Material provided |
____
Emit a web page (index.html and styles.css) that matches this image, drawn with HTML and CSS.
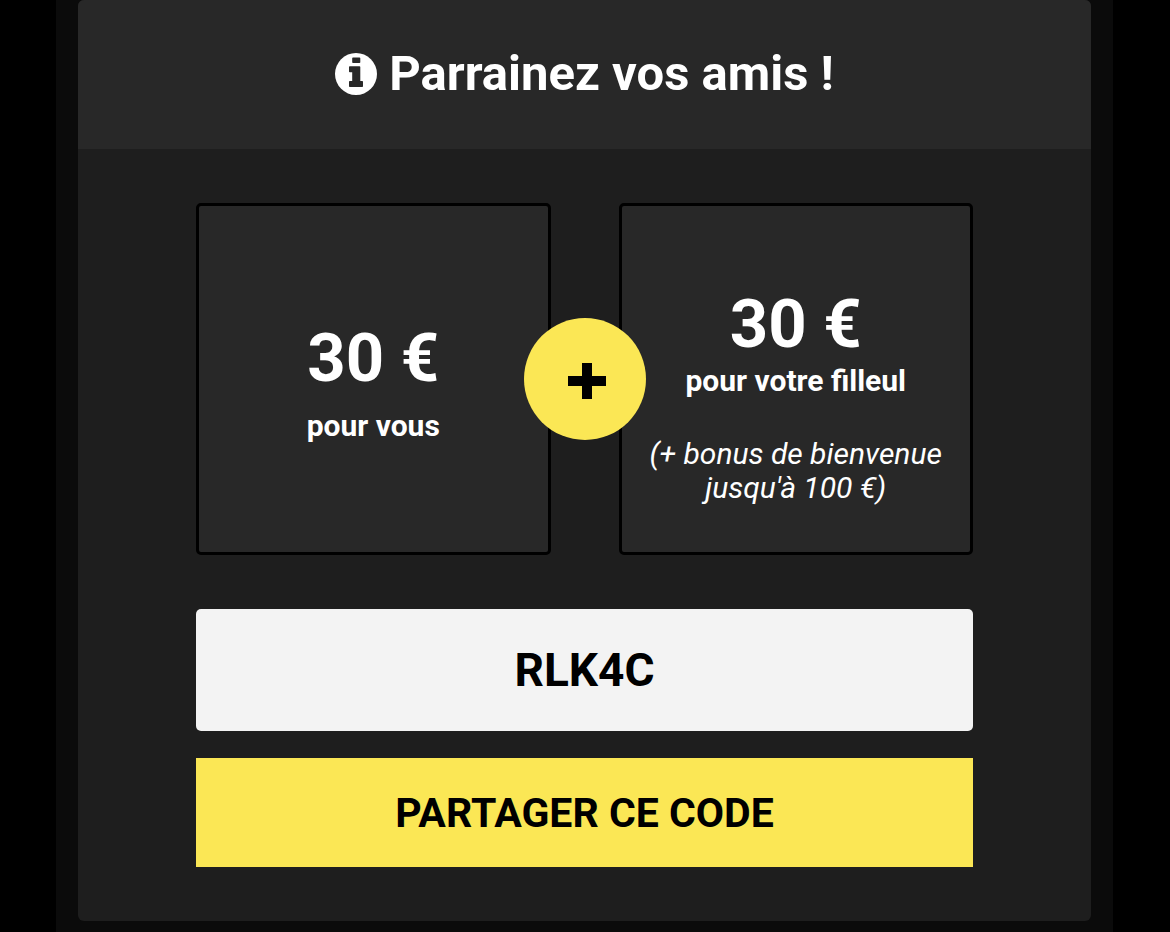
FILE: index.html
```html
<!DOCTYPE html>
<html lang="fr">
<head>
    <meta charset="UTF-8">
    <meta name="viewport" content="width=device-width, initial-scale=1.0">
    <title>Parrainez vos amis !</title>
    <link rel="stylesheet" href="styles.css">
</head>
<body>
    <main class="page">
        <section class="panel">
            <header class="panel-header">
                <svg class="info-icon" viewBox="0 0 42 42" aria-hidden="true">
                    <circle cx="21" cy="21" r="21" fill="#fff"/>
                    <path fill="#282828" d="M18 4.500h6.500q.8 0 .8.800v4q0 .8-.8.800H18q-.8 0-.8-.800v-4q0-.8.8-.800zM14.800 13.200h9.700q.8 0 .8.800v14h1.900q.8 0 .8.800v4.500q0 .8-.8.800H14.800q-.8 0-.8-.800v-4.500q0-.8.8-.800h2.400v-8.700h-2.400q-.8 0-.8-.800V14q0-.8.8-.800z"/>
                </svg>
                <h1>Parrainez vos amis !</h1>
            </header>
            <div class="panel-body">
                <div class="rewards">
                    <div class="card">
                        <p class="amount">30 €</p>
                        <p class="label">pour vous</p>
                    </div>
                    <div class="card card-friend">
                        <p class="amount">30 €</p>
                        <p class="label">pour votre filleul</p>
                        <p class="note">(+ bonus de bienvenue jusqu'à 100 €)</p>
                    </div>
                    <div class="plus">
                        <svg viewBox="0 0 38 36" aria-hidden="true">
                            <path d="M14 0h10v13h14v10H24v13H14V23H0V13h14z"/>
                        </svg>
                    </div>
                </div>
                <input class="code" type="text" value="RLK4C" aria-label="Code de parrainage" readonly>
                <button class="share" type="button">PARTAGER CE CODE</button>
            </div>
        </section>
    </main>
</body>
</html>
```
FILE: styles.css
```css
* {
    box-sizing: border-box;
}
body {
    margin: 0;
    background-color: #000;
    color: #fff;
    font-family: Roboto, sans-serif;
}
h1, p {
    margin: 0;
}
.page {
    min-height: 100vh;
    margin: 0 57px 0 56px;
    padding: 0 22px 11px;
    background-color: #0b0b0b;
}
.panel {
    background-color: #1e1e1e;
    border-radius: 6px;
    overflow: hidden;
}
.panel-header {
    display: flex;
    justify-content: center;
    align-items: center;
    gap: 12px;
    padding: 46px 20px 47px;
    background-color: #282828;
}
.info-icon {
    width: 42px;
    height: 42px;
}
h1 {
    font-size: 49px;
    line-height: 56px;
    font-weight: 700;
}
.panel-body {
    display: flex;
    flex-direction: column;
    padding: 54px 118px;
}
.rewards {
    position: relative;
    display: flex;
    gap: 68px;
    margin-bottom: 54px;
}
.card {
    flex: 1 1 0;
    display: flex;
    flex-direction: column;
    justify-content: center;
    min-height: 352px;
    padding: 5px 24px 0;
    background-color: #282828;
    border: 3px solid #000;
    border-radius: 5px;
    text-align: center;
}
.amount {
    font-size: 67px;
    line-height: 78px;
    font-weight: 700;
}
.label {
    margin-top: 11px;
    font-size: 30px;
    line-height: 36px;
    font-weight: 700;
}
.card-friend {
    padding-top: 31px;
}
.card-friend .label {
    margin-top: 0;
}
.note {
    margin-top: 38px;
    font-size: 30px;
    line-height: 34px;
    font-style: italic;
}
.plus {
    position: absolute;
    top: 50%;
    left: 50%;
    transform: translate(-50%, -50%);
    display: flex;
    justify-content: center;
    align-items: center;
    width: 122px;
    height: 122px;
    padding: 3px 0 0 5px;
    background-color: #fbe755;
    border-radius: 50%;
}
.plus svg {
    width: 38px;
    height: 36px;
}
.code {
    width: 100%;
    height: 122px;
    margin-bottom: 27px;
    padding: 0;
    border: none;
    border-radius: 5px;
    background-color: #f3f3f3;
    color: #000;
    font-family: inherit;
    font-size: 46px;
    font-weight: 700;
    text-align: center;
}
.share {
    padding: 31px 20px 29px;
    border: none;
    background-color: #fbe755;
    color: #000;
    font-family: inherit;
    font-size: 41px;
    line-height: 49px;
    font-weight: 700;
    cursor: pointer;
}
```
____
Goal | Every line is to be duplicated exactly, though pictures stay out.

Correct response |
Emit a web page (index.html and styles.css) that matches this image, drawn with HTML and CSS.
FILE: index.html
```html
<!DOCTYPE html>
<html lang="fr">
<head>
    <meta charset="UTF-8">
    <meta name="viewport" content="width=device-width, initial-scale=1.0">
    <title>Parrainez vos amis !</title>
    <link rel="stylesheet" href="styles.css">
</head>
<body>
    <main class="page">
        <section class="panel">
            <header class="panel-header">
                <svg class="info-icon" viewBox="0 0 42 42" aria-hidden="true">
                    <circle cx="21" cy="21" r="21" fill="#fff"/>
                    <path fill="#282828" d="M18 4.500h6.500q.8 0 .8.800v4q0 .8-.8.800H18q-.8 0-.8-.800v-4q0-.8.8-.800zM14.800 13.200h9.700q.8 0 .8.800v14h1.900q.8 0 .8.800v4.500q0 .8-.8.800H14.800q-.8 0-.8-.800v-4.500q0-.8.8-.800h2.400v-8.700h-2.400q-.8 0-.8-.800V14q0-.8.8-.800z"/>
                </svg>
                <h1>Parrainez vos amis !</h1>
            </header>
            <div class="panel-body">
                <div class="rewards">
                    <div class="card">
                        <p class="amount">30 €</p>
                        <p class="label">pour vous</p>
                    </div>
                    <div class="card card-friend">
                        <p class="amount">30 €</p>
                        <p class="label">pour votre filleul</p>
                        <p class="note">(+ bonus de bienvenue jusqu'à 100 €)</p>
                    </div>
                    <div class="plus">
                        <svg viewBox="0 0 38 36" aria-hidden="true">
                            <path d="M14 0h10v13h14v10H24v13H14V23H0V13h14z"/>
                        </svg>
                    </div>
                </div>
                <input class="code" type="text" value="RLK4C" aria-label="Code de parrainage" readonly>
                <button class="share" type="button">PARTAGER CE CODE</button>
            </div>
        </section>
    </main>
</body>
</html>
```
FILE: styles.css
```css
* {
    box-sizing: border-box;
}
body {
    margin: 0;
    background-color: #000;
    color: #fff;
    font-family: Roboto, sans-serif;
}
h1, p {
    margin: 0;
}
.page {
    min-height: 100vh;
    margin: 0 57px 0 56px;
    padding: 0 22px 11px;
    background-color: #0b0b0b;
}
.panel {
    background-color: #1e1e1e;
    border-radius: 6px;
    overflow: hidden;
}
.panel-header {
    display: flex;
    justify-content: center;
    align-items: center;
    gap: 12px;
    padding: 46px 20px 47px;
    background-color: #282828;
}
.info-icon {
    width: 42px;
    height: 42px;
}
h1 {
    font-size: 49px;
    line-height: 56px;
    font-weight: 700;
}
.panel-body {
    display: flex;
    flex-direction: column;
    padding: 54px 118px;
}
.rewards {
    position: relative;
    display: flex;
    gap: 68px;
    margin-bottom: 54px;
}
.card {
    flex: 1 1 0;
    display: flex;
    flex-direction: column;
    justify-content: center;
    min-height: 352px;
    padding: 5px 24px 0;
    background-color: #282828;
    border: 3px solid #000;
    border-radius: 5px;
    text-align: center;
}
.amount {
    font-size: 67px;
    line-height: 78px;
    font-weight: 700;
}
.label {
    margin-top: 11px;
    font-size: 30px;
    line-height: 36px;
    font-weight: 700;
}
.card-friend {
    padding-top: 31px;
}
.card-friend .label {
    margin-top: 0;
}
.note {
    margin-top: 38px;
    font-size: 30px;
    line-height: 34px;
    font-style: italic;
}
.plus {
    position: absolute;
    top: 50%;
    left: 50%;
    transform: translate(-50%, -50%);
    display: flex;
    justify-content: center;
    align-items: center;
    width: 122px;
    height: 122px;
    padding: 3px 0 0 5px;
    background-color: #fbe755;
    border-radius: 50%;
}
.plus svg {
    width: 38px;
    height: 36px;
}
.code {
    width: 100%;
    height: 122px;
    margin-bottom: 27px;
    padding: 0;
    border: none;
    border-radius: 5px;
    background-color: #f3f3f3;
    color: #000;
    font-family: inherit;
    font-size: 46px;
    font-weight: 700;
    text-align: center;
}
.share {
    padding: 31px 20px 29px;
    border: none;
    background-color: #fbe755;
    color: #000;
    font-family: inherit;
    font-size: 41px;
    line-height: 49px;
    font-weight: 700;
    cursor: pointer;
}
```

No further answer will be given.